The appreciative approach centers around applied optimism and that makes hope a major component. However, being hopeful is not easy or automatic, though it comes easier to some than to others. It requires focus and practice. Once achieved, it can help us get through the biggest changes and the most difficult of times. Victor Frankl who survived Nazi concentration camps is an amazing example of this.

Experience in my own business tells me that hope works. We bid competitively for work. Often, after considerable effort putting together a proposal on our own time, we do not get the job. My response to my disappointed team is always ‘we are being saved for something better.’ And something else has always come up. I don’t know for sure if it is better than what we lost, but it is good.

Dealing with Despair

No matter how optimistic and hopeful we are, despair is an unavoidable part of life. If we are to be resilient, we have to know how to deal with it. When my mother died, a wise person told me ‘now you are walking the mourner’s path.’ This provided a kind of comfort. It told me that there was no way around my sorrow. I had to go through it. Second, it told me that paths end and my despair would not last forever. Despair from losing a job can often be dealt with by using the ‘being saved for something better’ mantra. Resilient people who practice such attitudes are more likely to find themselves in brighter circumstances in the future.

Dealing with Forgiveness

Forgiveness is a toughie. Someone has wronged us and hurt us. We are upset. It is not fair. They were the ones that harmed us. Why should we forgive them?

Because forgiveness is not about the person you are forgiving. It is about you. Foregoing forgiveness means we continue to allow anger, resentment and even fear to color our lives, our view of the world and the people in it. Letting go of these negative and limiting views enables us to see more good in the world and in the people around us.
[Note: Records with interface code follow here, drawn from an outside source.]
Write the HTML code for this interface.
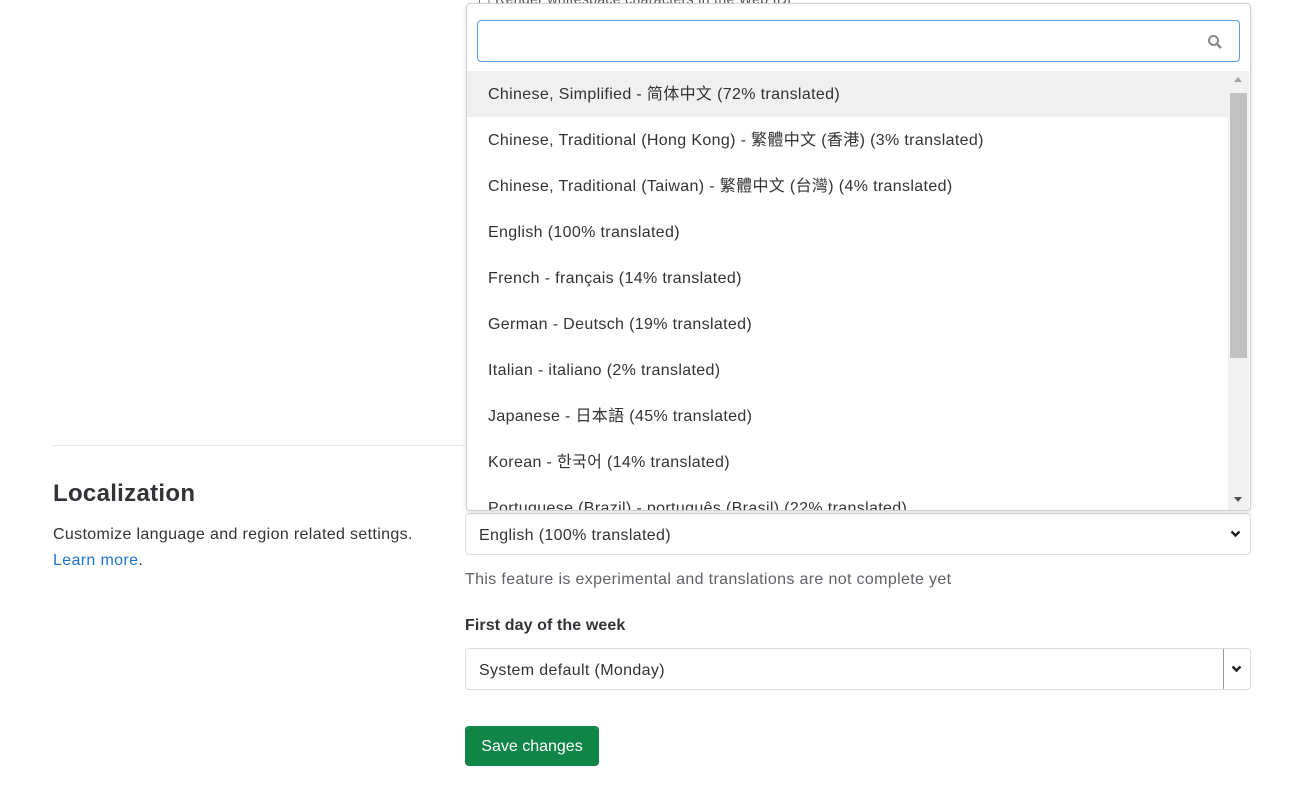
<!DOCTYPE html>
<html><head><meta charset="utf-8"><style>
*{box-sizing:border-box;margin:0;padding:0}
body{width:1299px;height:792px;overflow:hidden;background:#fff;font-family:"Liberation Sans","Noto Sans CJK SC",sans-serif;color:#333238;font-size:16px;letter-spacing:.35px;position:relative}
.abs{position:absolute}
.dd{left:466px;top:3px;width:785px;height:508px;border:1px solid #d0d0d0;border-radius:4px;background:#fff;box-shadow:0 2px 6px rgba(0,0,0,.12);overflow:hidden;z-index:2}
.search{left:10px;top:16px;width:763px;height:42px;border:1px solid #5b9ee0;border-radius:4px}
.item{position:absolute;left:0;width:761px;height:46px;line-height:48px;padding-left:21px;white-space:nowrap;font-size:16px;color:#333}
.sel{position:absolute;left:465px;width:786px;height:42px;border:1px solid #dcdcde;border-radius:4px;line-height:43px;padding-left:13px;font-size:16px;color:#333}
.chev{position:absolute;top:16px}
</style></head><body>
<div class="abs" style="left:478px;top:-9px;font-size:14px;color:#555">☐ Render whitespace characters in the Web IDE</div>
<div class="abs" style="left:53px;top:445px;width:412px;height:1px;background:#e6e6e6"></div>
<div class="abs" style="left:53px;top:480px;font-size:24px;font-weight:bold;letter-spacing:.3px;color:#333238">Localization</div>
<div class="abs" style="left:53px;top:522px;font-size:16px;line-height:26px;color:#333">Customize language and region related settings.<br><span style="color:#1f75cb">Learn more</span>.</div>

<div class="abs dd">
 <div class="abs search"><svg class="abs" style="left:729px;top:13px" width="16" height="16" viewBox="0 0 16 16"><circle cx="6.5" cy="6.5" r="4.5" fill="none" stroke="#888" stroke-width="2"/><path d="M10 10l4 4" stroke="#888" stroke-width="2.5"/></svg></div>
 <div style="position:absolute;top:67px;left:0;width:783px;height:440px;overflow:hidden">
  <div class="item" style="top:0;background:#f0f0f0">Chinese, Simplified - 简体中文 (72% translated)</div>
  <div class="item" style="top:46px">Chinese, Traditional (Hong Kong) - 繁體中文 (香港) (3% translated)</div>
  <div class="item" style="top:92px">Chinese, Traditional (Taiwan) - 繁體中文 (台灣) (4% translated)</div>
  <div class="item" style="top:138px">English (100% translated)</div>
  <div class="item" style="top:184px">French - français (14% translated)</div>
  <div class="item" style="top:230px">German - Deutsch (19% translated)</div>
  <div class="item" style="top:276px">Italian - italiano (2% translated)</div>
  <div class="item" style="top:322px">Japanese - 日本語 (45% translated)</div>
  <div class="item" style="top:368px">Korean - 한국어 (14% translated)</div>
  <div class="item" style="top:414px">Portuguese (Brazil) - português (Brasil) (22% translated)</div>
  <div class="abs" style="left:761px;top:0;width:21px;height:440px;background:#f1f1f1">
   <div class="abs" style="left:6px;top:6px;width:0;height:0;border-left:4px solid transparent;border-right:4px solid transparent;border-bottom:5px solid #a3a3a3"></div>
   <div class="abs" style="left:2px;top:22px;width:17px;height:265px;background:#c1c1c1"></div>
   <div class="abs" style="left:6px;top:426px;width:0;height:0;border-left:4px solid transparent;border-right:4px solid transparent;border-top:5px solid #505050"></div>
  </div>
 </div>
</div>

<div class="sel" style="top:513px">English (100% translated)<svg class="chev" style="right:9px" width="11" height="8" viewBox="0 0 11 8"><path d="M1.5 1.5l4 4 4-4" fill="none" stroke="#222" stroke-width="2.4"/></svg></div>
<div class="abs" style="left:465px;top:571px;font-size:16px;color:#626168">This feature is experimental and translations are not complete yet</div>
<div class="abs" style="left:465px;top:617px;font-size:16px;font-weight:bold;letter-spacing:.1px;color:#333238">First day of the week</div>
<div class="sel" style="top:648px">System default (Monday)<span class="abs" style="right:26px;top:0;width:1px;height:40px;background:#999"></span><svg class="chev" style="right:8px" width="11" height="8" viewBox="0 0 11 8"><path d="M1.5 1.5l4 4 4-4" fill="none" stroke="#222" stroke-width="2.4"/></svg></div>
<div class="abs" style="left:465px;top:726px;width:134px;height:40px;background:#108548;border-radius:4px;color:#fff;font-size:16px;letter-spacing:0;line-height:42px;text-align:center">Save changes</div>
</body></html>
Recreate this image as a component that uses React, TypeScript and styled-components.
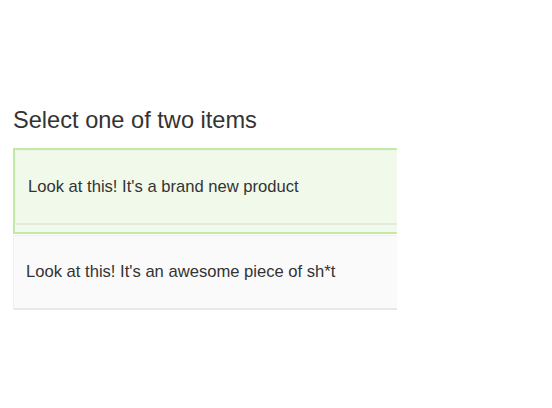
import React from "react";
import styled, { createGlobalStyle } from "styled-components";

const Global = createGlobalStyle`
  html, body { margin: 0; padding: 0; background: #ffffff; }
  body { font-family: "Liberation Sans", Arial, Helvetica, sans-serif; color: #333333; }
`;

const Page = styled.div`
  padding: 107px 0 0 13px;
`;

const Title = styled.h3`
  margin: 0 0 15px;
  font-size: 23.6px;
  line-height: 26px;
  font-weight: 400;
  color: #333;
`;

const List = styled.div`
  width: 384px;
  overflow: hidden;
  display: flex;
  flex-direction: column;
  gap: 1px;
`;

const Selected = styled.div`
  width: 420px;
  border: 2px solid #c3e9a6;
  border-right: none;
  background: #f1faea;
  padding-bottom: 7px;
  box-sizing: border-box;
`;

const Card = styled.div<{ $active?: boolean }>`
  width: 420px;
  box-sizing: border-box;
  height: ${(p) => (p.$active ? 75 : 75)}px;
  display: flex;
  align-items: center;
  padding: 0 12px;
  font-size: 16.6px;
  color: #333;
  background: ${(p) => (p.$active ? "#f1faea" : "#fafafa")};
  border: 1px solid ${(p) => (p.$active ? "#eef5e8" : "#f0f0f0")};
  border-bottom: 2px solid ${(p) => (p.$active ? "#e4ebdf" : "#e8e8e8")};
  border-radius: 2px;
`;

export default function App() {
  return (
    <>
      <Global />
      <Page>
        <Title>Select one of two items</Title>
        <List>
          <Selected>
            <Card $active>Look at this! It's a brand new product</Card>
          </Selected>
          <Card>Look at this! It's an awesome piece of sh*t</Card>
        </List>
      </Page>
    </>
  );
}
It lets us deal with change positively and with hope – and that is being resilient.

I have heard only one quibble with this book and the appreciative approach it uses. It is that it deals with the positive side of things and does not dig into the snags and difficulties we all face. To me, this is not a problem, but a very necessary balancing. Too much of everything we hear and see whether face to face, in the media or elsewhere concentrates on showing us only the disasters, past, present or future; real or imagined. We need more optimism. To be resilient enough to deal well with ever ongoing change, it really helps to focus on a brighter future. That focus is more likely to make it a reality.